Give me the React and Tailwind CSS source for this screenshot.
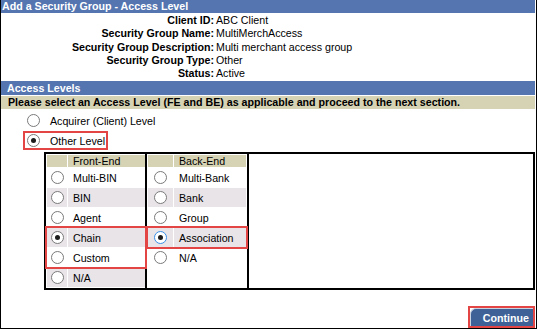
import React from 'react';

const info = [
  ['Client ID:', 'ABC Client'],
  ['Security Group Name:', 'MultiMerchAccess'],
  ['Security Group Description:', 'Multi merchant access group'],
  ['Security Group Type:', 'Other'],
  ['Status:', 'Active'],
];

const frontEnd = [
  { label: 'Multi-BIN' },
  { label: 'BIN' },
  { label: 'Agent' },
  { label: 'Chain', checked: true, group: 'a' },
  { label: 'Custom', group: 'a' },
  { label: 'N/A' },
];

const backEnd = [
  { label: 'Multi-Bank' },
  { label: 'Bank' },
  { label: 'Group' },
  { label: 'Association', checked: true, focus: true, group: 'b' },
  { label: 'N/A' },
];

const Radio = ({ checked, focus }) => (
  <span
    className={`flex h-[13px] w-[13px] items-center justify-center rounded-full border bg-white ${
      focus ? 'border-[#3a8ee6]' : 'border-[#7a7a7a]'
    }`}
  >
    {checked && <span className="h-[5px] w-[5px] rounded-full bg-[#1c1c1c]" />}
  </span>
);

const Row = ({ item, index, radioWidth }) => {
  const bg = index % 2 === 1 ? 'bg-[#e8e4e8]' : 'bg-white';
  return (
    <div className="flex h-[19px] gap-[1px]">
      <div className={`flex items-center justify-center ${radioWidth} ${bg}`}>
        <Radio checked={item.checked} focus={item.focus} />
      </div>
      <div className={`flex flex-1 items-center pl-[5px] ${bg}`}>{item.label}</div>
    </div>
  );
};

const Column = ({ title, items, radioWidth, className }) => {
  const rows = [];
  let i = 0;
  while (i < items.length) {
    const item = items[i];
    if (item.group) {
      const grouped = [];
      const start = i;
      while (i < items.length && items[i].group === item.group) {
        grouped.push(
          <Row key={i} item={items[i]} index={i} radioWidth={radioWidth} />
        );
        i++;
      }
      rows.push(
        <div
          key={`g${start}`}
          className="relative z-10 flex flex-col gap-[1px] outline-2 outline-[#e34444]"
        >
          {grouped}
        </div>
      );
    } else {
      rows.push(<Row key={i} item={item} index={i} radioWidth={radioWidth} />);
      i++;
    }
  }
  return (
    <div className={`flex flex-col gap-[1px] py-[1px] ${className}`}>
      <div className="flex h-[12px] gap-[1px] leading-[12px]">
        <div className={`${radioWidth} bg-[#d6d2b4]`} />
        <div className="flex-1 bg-[#d6d2b4] pl-[5px]">{title}</div>
      </div>
      {rows}
    </div>
  );
};

export default function App() {
  return (
    <div className="h-[329px] w-[537px] border-x border-b border-black bg-white pr-[1px] font-['Liberation_Sans',Arial,sans-serif] text-[10.67px] text-black">
      <div className="h-[13px] bg-[#5475b0] pl-[1px] font-bold leading-[13px] text-white">
        Add a Security Group - Access Level
      </div>

      <div className="h-[68px] pt-[1px]">
        {info.map(([label, value]) => (
          <div key={label} className="grid grid-cols-[213px_1fr] gap-[2px] leading-[13.25px]">
            <span className="text-right font-bold">{label}</span>
            <span>{value}</span>
          </div>
        ))}
      </div>

      <div className="h-[14px] bg-[#5475b0] pl-[6px] font-bold leading-[14px] text-white">
        Access Levels
      </div>
      <div className="mt-[1px] h-[13px] bg-[#d6d2b4] pl-[7px] font-bold leading-[13px]">
        Please select an Access Level (FE and BE) as applicable and proceed to the next section.
      </div>

      <div className="pt-[1px]">
        <div className="flex h-[21px] items-center gap-[10px] pl-[26px]">
          <Radio />
          <span>Acquirer (Client) Level</span>
        </div>
        <div className="ml-[24px] mt-[2px] flex h-[15px] w-[81px] items-center gap-[10px] pl-[2px] outline-2 outline-[#e34444]">
          <Radio checked />
          <span>Other Level</span>
        </div>
      </div>

      <div className="ml-[43px] mt-[4px] flex border-2 border-black">
        <Column title="Front-End" items={frontEnd} radioWidth="w-[20px]" className="w-[99px] pl-[1px]" />
        <div className="w-[2px] bg-black" />
        <Column title="Back-End" items={backEnd} radioWidth="w-[25px]" className="w-[100px] px-[1px]" />
        <div className="w-[2px] bg-black" />
        <div className="flex-1" />
      </div>

      <div className="mt-[16px] flex justify-end">
        <div className="border-2 border-[#e34444] bg-white">
          <button className="flex h-[18px] items-center rounded-tl-[6px] border-l border-t border-[#c8d2e0] bg-[#3e6298] pl-[12px] pr-[4px] text-[10.67px] font-bold text-white">
            Continue
          </button>
        </div>
      </div>
    </div>
  );
}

-- -- --

What the task asks
All of the data above should be transcribed verbatim, with pictures omitted.

The output
Give me the React and Tailwind CSS source for this screenshot.
import React from 'react';

const info = [
  ['Client ID:', 'ABC Client'],
  ['Security Group Name:', 'MultiMerchAccess'],
  ['Security Group Description:', 'Multi merchant access group'],
  ['Security Group Type:', 'Other'],
  ['Status:', 'Active'],
];

const frontEnd = [
  { label: 'Multi-BIN' },
  { label: 'BIN' },
  { label: 'Agent' },
  { label: 'Chain', checked: true, group: 'a' },
  { label: 'Custom', group: 'a' },
  { label: 'N/A' },
];

const backEnd = [
  { label: 'Multi-Bank' },
  { label: 'Bank' },
  { label: 'Group' },
  { label: 'Association', checked: true, focus: true, group: 'b' },
  { label: 'N/A' },
];

const Radio = ({ checked, focus }) => (
  <span
    className={`flex h-[13px] w-[13px] items-center justify-center rounded-full border bg-white ${
      focus ? 'border-[#3a8ee6]' : 'border-[#7a7a7a]'
    }`}
  >
    {checked && <span className="h-[5px] w-[5px] rounded-full bg-[#1c1c1c]" />}
  </span>
);

const Row = ({ item, index, radioWidth }) => {
  const bg = index % 2 === 1 ? 'bg-[#e8e4e8]' : 'bg-white';
  return (
    <div className="flex h-[19px] gap-[1px]">
      <div className={`flex items-center justify-center ${radioWidth} ${bg}`}>
        <Radio checked={item.checked} focus={item.focus} />
      </div>
      <div className={`flex flex-1 items-center pl-[5px] ${bg}`}>{item.label}</div>
    </div>
  );
};

const Column = ({ title, items, radioWidth, className }) => {
  const rows = [];
  let i = 0;
  while (i < items.length) {
    const item = items[i];
    if (item.group) {
      const grouped = [];
      const start = i;
      while (i < items.length && items[i].group === item.group) {
        grouped.push(
          <Row key={i} item={items[i]} index={i} radioWidth={radioWidth} />
        );
        i++;
      }
      rows.push(
        <div
          key={`g${start}`}
          className="relative z-10 flex flex-col gap-[1px] outline-2 outline-[#e34444]"
        >
          {grouped}
        </div>
      );
    } else {
      rows.push(<Row key={i} item={item} index={i} radioWidth={radioWidth} />);
      i++;
    }
  }
  return (
    <div className={`flex flex-col gap-[1px] py-[1px] ${className}`}>
      <div className="flex h-[12px] gap-[1px] leading-[12px]">
        <div className={`${radioWidth} bg-[#d6d2b4]`} />
        <div className="flex-1 bg-[#d6d2b4] pl-[5px]">{title}</div>
      </div>
      {rows}
    </div>
  );
};

export default function App() {
  return (
    <div className="h-[329px] w-[537px] border-x border-b border-black bg-white pr-[1px] font-['Liberation_Sans',Arial,sans-serif] text-[10.67px] text-black">
      <div className="h-[13px] bg-[#5475b0] pl-[1px] font-bold leading-[13px] text-white">
        Add a Security Group - Access Level
      </div>

      <div className="h-[68px] pt-[1px]">
        {info.map(([label, value]) => (
          <div key={label} className="grid grid-cols-[213px_1fr] gap-[2px] leading-[13.25px]">
            <span className="text-right font-bold">{label}</span>
            <span>{value}</span>
          </div>
        ))}
      </div>

      <div className="h-[14px] bg-[#5475b0] pl-[6px] font-bold leading-[14px] text-white">
        Access Levels
      </div>
      <div className="mt-[1px] h-[13px] bg-[#d6d2b4] pl-[7px] font-bold leading-[13px]">
        Please select an Access Level (FE and BE) as applicable and proceed to the next section.
      </div>

      <div className="pt-[1px]">
        <div className="flex h-[21px] items-center gap-[10px] pl-[26px]">
          <Radio />
          <span>Acquirer (Client) Level</span>
        </div>
        <div className="ml-[24px] mt-[2px] flex h-[15px] w-[81px] items-center gap-[10px] pl-[2px] outline-2 outline-[#e34444]">
          <Radio checked />
          <span>Other Level</span>
        </div>
      </div>

      <div className="ml-[43px] mt-[4px] flex border-2 border-black">
        <Column title="Front-End" items={frontEnd} radioWidth="w-[20px]" className="w-[99px] pl-[1px]" />
        <div className="w-[2px] bg-black" />
        <Column title="Back-End" items={backEnd} radioWidth="w-[25px]" className="w-[100px] px-[1px]" />
        <div className="w-[2px] bg-black" />
        <div className="flex-1" />
      </div>

      <div className="mt-[16px] flex justify-end">
        <div className="border-2 border-[#e34444] bg-white">
          <button className="flex h-[18px] items-center rounded-tl-[6px] border-l border-t border-[#c8d2e0] bg-[#3e6298] pl-[12px] pr-[4px] text-[10.67px] font-bold text-white">
            Continue
          </button>
        </div>
      </div>
    </div>
  );
}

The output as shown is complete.